EXERCISE PROMPT: Would you output the whole listing below, exactly as it reads?

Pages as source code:
|---|

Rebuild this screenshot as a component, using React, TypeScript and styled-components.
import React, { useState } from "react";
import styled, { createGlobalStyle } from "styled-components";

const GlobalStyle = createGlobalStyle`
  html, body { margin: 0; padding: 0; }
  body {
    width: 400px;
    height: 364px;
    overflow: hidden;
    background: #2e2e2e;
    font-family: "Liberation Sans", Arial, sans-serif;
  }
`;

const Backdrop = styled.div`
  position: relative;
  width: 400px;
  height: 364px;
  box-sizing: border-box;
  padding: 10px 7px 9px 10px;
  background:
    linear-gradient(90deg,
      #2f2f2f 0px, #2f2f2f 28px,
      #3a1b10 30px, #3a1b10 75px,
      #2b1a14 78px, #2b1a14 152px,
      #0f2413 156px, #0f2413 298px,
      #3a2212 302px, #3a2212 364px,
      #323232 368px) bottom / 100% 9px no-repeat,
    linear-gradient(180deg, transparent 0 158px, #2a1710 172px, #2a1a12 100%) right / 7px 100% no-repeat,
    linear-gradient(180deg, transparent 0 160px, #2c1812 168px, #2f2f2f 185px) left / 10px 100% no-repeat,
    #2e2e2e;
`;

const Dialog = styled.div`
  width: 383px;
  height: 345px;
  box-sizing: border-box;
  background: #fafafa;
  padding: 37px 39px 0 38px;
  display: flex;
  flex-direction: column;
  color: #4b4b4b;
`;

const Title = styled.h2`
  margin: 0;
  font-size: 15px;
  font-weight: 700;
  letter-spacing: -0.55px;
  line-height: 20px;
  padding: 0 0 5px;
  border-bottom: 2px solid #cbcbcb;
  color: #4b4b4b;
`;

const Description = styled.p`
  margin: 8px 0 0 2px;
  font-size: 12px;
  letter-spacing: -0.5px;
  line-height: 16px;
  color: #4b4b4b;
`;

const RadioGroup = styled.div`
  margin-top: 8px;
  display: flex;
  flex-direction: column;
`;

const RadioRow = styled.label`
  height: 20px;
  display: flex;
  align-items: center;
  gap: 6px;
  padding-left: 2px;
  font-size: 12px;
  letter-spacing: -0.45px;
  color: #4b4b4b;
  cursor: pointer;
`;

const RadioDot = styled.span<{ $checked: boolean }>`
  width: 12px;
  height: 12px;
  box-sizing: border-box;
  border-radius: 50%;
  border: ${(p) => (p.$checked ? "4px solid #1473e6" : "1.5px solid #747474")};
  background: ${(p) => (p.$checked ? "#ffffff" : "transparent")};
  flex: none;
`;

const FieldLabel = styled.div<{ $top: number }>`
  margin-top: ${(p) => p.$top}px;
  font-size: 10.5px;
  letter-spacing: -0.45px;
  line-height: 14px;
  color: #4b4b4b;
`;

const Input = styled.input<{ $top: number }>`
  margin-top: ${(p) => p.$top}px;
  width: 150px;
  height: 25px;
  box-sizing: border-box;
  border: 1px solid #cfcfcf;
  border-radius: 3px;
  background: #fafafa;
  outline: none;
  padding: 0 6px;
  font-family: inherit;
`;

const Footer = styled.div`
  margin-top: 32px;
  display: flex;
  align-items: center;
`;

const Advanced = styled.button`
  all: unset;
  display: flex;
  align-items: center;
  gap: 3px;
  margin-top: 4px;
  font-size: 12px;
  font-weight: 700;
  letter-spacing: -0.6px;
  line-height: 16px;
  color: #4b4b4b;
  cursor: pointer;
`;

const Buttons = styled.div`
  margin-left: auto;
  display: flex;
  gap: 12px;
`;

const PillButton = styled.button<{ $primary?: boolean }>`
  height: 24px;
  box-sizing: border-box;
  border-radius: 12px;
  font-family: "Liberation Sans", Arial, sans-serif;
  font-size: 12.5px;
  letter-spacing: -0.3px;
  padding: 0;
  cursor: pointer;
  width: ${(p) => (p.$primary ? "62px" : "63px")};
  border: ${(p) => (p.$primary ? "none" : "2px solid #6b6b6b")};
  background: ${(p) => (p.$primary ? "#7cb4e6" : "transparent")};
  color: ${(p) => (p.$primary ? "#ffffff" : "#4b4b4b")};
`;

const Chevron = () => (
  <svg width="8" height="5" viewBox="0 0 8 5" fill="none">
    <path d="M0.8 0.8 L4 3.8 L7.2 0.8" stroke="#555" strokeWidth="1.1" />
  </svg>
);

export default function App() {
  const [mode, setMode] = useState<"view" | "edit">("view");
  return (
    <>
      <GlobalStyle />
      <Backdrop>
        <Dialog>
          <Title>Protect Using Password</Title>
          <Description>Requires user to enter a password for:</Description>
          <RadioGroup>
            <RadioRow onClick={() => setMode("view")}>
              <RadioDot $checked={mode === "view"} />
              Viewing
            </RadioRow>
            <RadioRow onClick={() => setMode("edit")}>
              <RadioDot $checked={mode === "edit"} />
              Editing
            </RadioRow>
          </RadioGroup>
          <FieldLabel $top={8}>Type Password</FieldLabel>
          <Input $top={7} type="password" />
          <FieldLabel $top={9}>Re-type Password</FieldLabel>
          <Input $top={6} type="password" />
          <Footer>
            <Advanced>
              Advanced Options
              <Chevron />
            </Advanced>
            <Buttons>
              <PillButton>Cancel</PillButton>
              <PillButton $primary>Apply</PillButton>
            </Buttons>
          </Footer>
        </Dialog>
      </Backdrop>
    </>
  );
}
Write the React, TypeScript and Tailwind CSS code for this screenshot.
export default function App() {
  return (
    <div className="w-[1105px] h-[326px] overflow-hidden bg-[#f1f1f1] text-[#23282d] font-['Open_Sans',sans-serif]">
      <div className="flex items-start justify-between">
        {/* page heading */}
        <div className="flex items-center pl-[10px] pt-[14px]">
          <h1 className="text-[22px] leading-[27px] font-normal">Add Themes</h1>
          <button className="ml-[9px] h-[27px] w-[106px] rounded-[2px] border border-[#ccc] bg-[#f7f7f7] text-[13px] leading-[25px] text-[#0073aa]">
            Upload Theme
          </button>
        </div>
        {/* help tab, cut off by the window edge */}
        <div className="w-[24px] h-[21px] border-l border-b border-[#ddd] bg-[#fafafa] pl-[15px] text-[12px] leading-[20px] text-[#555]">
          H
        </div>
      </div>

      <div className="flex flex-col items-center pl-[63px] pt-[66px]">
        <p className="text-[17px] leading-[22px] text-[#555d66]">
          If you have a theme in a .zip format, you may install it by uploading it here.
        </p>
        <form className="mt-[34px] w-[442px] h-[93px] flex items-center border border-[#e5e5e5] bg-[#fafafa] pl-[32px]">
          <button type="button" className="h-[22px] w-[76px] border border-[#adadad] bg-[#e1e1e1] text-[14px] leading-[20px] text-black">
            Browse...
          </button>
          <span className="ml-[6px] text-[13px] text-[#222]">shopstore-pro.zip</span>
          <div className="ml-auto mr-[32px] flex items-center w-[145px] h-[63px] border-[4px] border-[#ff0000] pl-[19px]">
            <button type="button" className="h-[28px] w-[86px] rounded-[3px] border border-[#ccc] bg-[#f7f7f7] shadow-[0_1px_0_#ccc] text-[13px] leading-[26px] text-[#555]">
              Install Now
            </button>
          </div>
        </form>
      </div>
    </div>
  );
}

|---|

THE ANSWER:
Rebuild this screenshot as a component, using React, TypeScript and styled-components.
import React, { useState } from "react";
import styled, { createGlobalStyle } from "styled-components";

const GlobalStyle = createGlobalStyle`
  html, body { margin: 0; padding: 0; }
  body {
    width: 400px;
    height: 364px;
    overflow: hidden;
    background: #2e2e2e;
    font-family: "Liberation Sans", Arial, sans-serif;
  }
`;

const Backdrop = styled.div`
  position: relative;
  width: 400px;
  height: 364px;
  box-sizing: border-box;
  padding: 10px 7px 9px 10px;
  background:
    linear-gradient(90deg,
      #2f2f2f 0px, #2f2f2f 28px,
      #3a1b10 30px, #3a1b10 75px,
      #2b1a14 78px, #2b1a14 152px,
      #0f2413 156px, #0f2413 298px,
      #3a2212 302px, #3a2212 364px,
      #323232 368px) bottom / 100% 9px no-repeat,
    linear-gradient(180deg, transparent 0 158px, #2a1710 172px, #2a1a12 100%) right / 7px 100% no-repeat,
    linear-gradient(180deg, transparent 0 160px, #2c1812 168px, #2f2f2f 185px) left / 10px 100% no-repeat,
    #2e2e2e;
`;

const Dialog = styled.div`
  width: 383px;
  height: 345px;
  box-sizing: border-box;
  background: #fafafa;
  padding: 37px 39px 0 38px;
  display: flex;
  flex-direction: column;
  color: #4b4b4b;
`;

const Title = styled.h2`
  margin: 0;
  font-size: 15px;
  font-weight: 700;
  letter-spacing: -0.55px;
  line-height: 20px;
  padding: 0 0 5px;
  border-bottom: 2px solid #cbcbcb;
  color: #4b4b4b;
`;

const Description = styled.p`
  margin: 8px 0 0 2px;
  font-size: 12px;
  letter-spacing: -0.5px;
  line-height: 16px;
  color: #4b4b4b;
`;

const RadioGroup = styled.div`
  margin-top: 8px;
  display: flex;
  flex-direction: column;
`;

const RadioRow = styled.label`
  height: 20px;
  display: flex;
  align-items: center;
  gap: 6px;
  padding-left: 2px;
  font-size: 12px;
  letter-spacing: -0.45px;
  color: #4b4b4b;
  cursor: pointer;
`;

const RadioDot = styled.span<{ $checked: boolean }>`
  width: 12px;
  height: 12px;
  box-sizing: border-box;
  border-radius: 50%;
  border: ${(p) => (p.$checked ? "4px solid #1473e6" : "1.5px solid #747474")};
  background: ${(p) => (p.$checked ? "#ffffff" : "transparent")};
  flex: none;
`;

const FieldLabel = styled.div<{ $top: number }>`
  margin-top: ${(p) => p.$top}px;
  font-size: 10.5px;
  letter-spacing: -0.45px;
  line-height: 14px;
  color: #4b4b4b;
`;

const Input = styled.input<{ $top: number }>`
  margin-top: ${(p) => p.$top}px;
  width: 150px;
  height: 25px;
  box-sizing: border-box;
  border: 1px solid #cfcfcf;
  border-radius: 3px;
  background: #fafafa;
  outline: none;
  padding: 0 6px;
  font-family: inherit;
`;

const Footer = styled.div`
  margin-top: 32px;
  display: flex;
  align-items: center;
`;

const Advanced = styled.button`
  all: unset;
  display: flex;
  align-items: center;
  gap: 3px;
  margin-top: 4px;
  font-size: 12px;
  font-weight: 700;
  letter-spacing: -0.6px;
  line-height: 16px;
  color: #4b4b4b;
  cursor: pointer;
`;

const Buttons = styled.div`
  margin-left: auto;
  display: flex;
  gap: 12px;
`;

const PillButton = styled.button<{ $primary?: boolean }>`
  height: 24px;
  box-sizing: border-box;
  border-radius: 12px;
  font-family: "Liberation Sans", Arial, sans-serif;
  font-size: 12.5px;
  letter-spacing: -0.3px;
  padding: 0;
  cursor: pointer;
  width: ${(p) => (p.$primary ? "62px" : "63px")};
  border: ${(p) => (p.$primary ? "none" : "2px solid #6b6b6b")};
  background: ${(p) => (p.$primary ? "#7cb4e6" : "transparent")};
  color: ${(p) => (p.$primary ? "#ffffff" : "#4b4b4b")};
`;

const Chevron = () => (
  <svg width="8" height="5" viewBox="0 0 8 5" fill="none">
    <path d="M0.8 0.8 L4 3.8 L7.2 0.8" stroke="#555" strokeWidth="1.1" />
  </svg>
);

export default function App() {
  const [mode, setMode] = useState<"view" | "edit">("view");
  return (
    <>
      <GlobalStyle />
      <Backdrop>
        <Dialog>
          <Title>Protect Using Password</Title>
          <Description>Requires user to enter a password for:</Description>
          <RadioGroup>
            <RadioRow onClick={() => setMode("view")}>
              <RadioDot $checked={mode === "view"} />
              Viewing
            </RadioRow>
            <RadioRow onClick={() => setMode("edit")}>
              <RadioDot $checked={mode === "edit"} />
              Editing
            </RadioRow>
          </RadioGroup>
          <FieldLabel $top={8}>Type Password</FieldLabel>
          <Input $top={7} type="password" />
          <FieldLabel $top={9}>Re-type Password</FieldLabel>
          <Input $top={6} type="password" />
          <Footer>
            <Advanced>
              Advanced Options
              <Chevron />
            </Advanced>
            <Buttons>
              <PillButton>Cancel</PillButton>
              <PillButton $primary>Apply</PillButton>
            </Buttons>
          </Footer>
        </Dialog>
      </Backdrop>
    </>
  );
}
Write the React, TypeScript and Tailwind CSS code for this screenshot.
export default function App() {
  return (
    <div className="w-[1105px] h-[326px] overflow-hidden bg-[#f1f1f1] text-[#23282d] font-['Open_Sans',sans-serif]">
      <div className="flex items-start justify-between">
        {/* page heading */}
        <div className="flex items-center pl-[10px] pt-[14px]">
          <h1 className="text-[22px] leading-[27px] font-normal">Add Themes</h1>
          <button className="ml-[9px] h-[27px] w-[106px] rounded-[2px] border border-[#ccc] bg-[#f7f7f7] text-[13px] leading-[25px] text-[#0073aa]">
            Upload Theme
          </button>
        </div>
        {/* help tab, cut off by the window edge */}
        <div className="w-[24px] h-[21px] border-l border-b border-[#ddd] bg-[#fafafa] pl-[15px] text-[12px] leading-[20px] text-[#555]">
          H
        </div>
      </div>

      <div className="flex flex-col items-center pl-[63px] pt-[66px]">
        <p className="text-[17px] leading-[22px] text-[#555d66]">
          If you have a theme in a .zip format, you may install it by uploading it here.
        </p>
        <form className="mt-[34px] w-[442px] h-[93px] flex items-center border border-[#e5e5e5] bg-[#fafafa] pl-[32px]">
          <button type="button" className="h-[22px] w-[76px] border border-[#adadad] bg-[#e1e1e1] text-[14px] leading-[20px] text-black">
            Browse...
          </button>
          <span className="ml-[6px] text-[13px] text-[#222]">shopstore-pro.zip</span>
          <div className="ml-auto mr-[32px] flex items-center w-[145px] h-[63px] border-[4px] border-[#ff0000] pl-[19px]">
            <button type="button" className="h-[28px] w-[86px] rounded-[3px] border border-[#ccc] bg-[#f7f7f7] shadow-[0_1px_0_#ccc] text-[13px] leading-[26px] text-[#555]">
              Install Now
            </button>
          </div>
        </form>
      </div>
    </div>
  );
}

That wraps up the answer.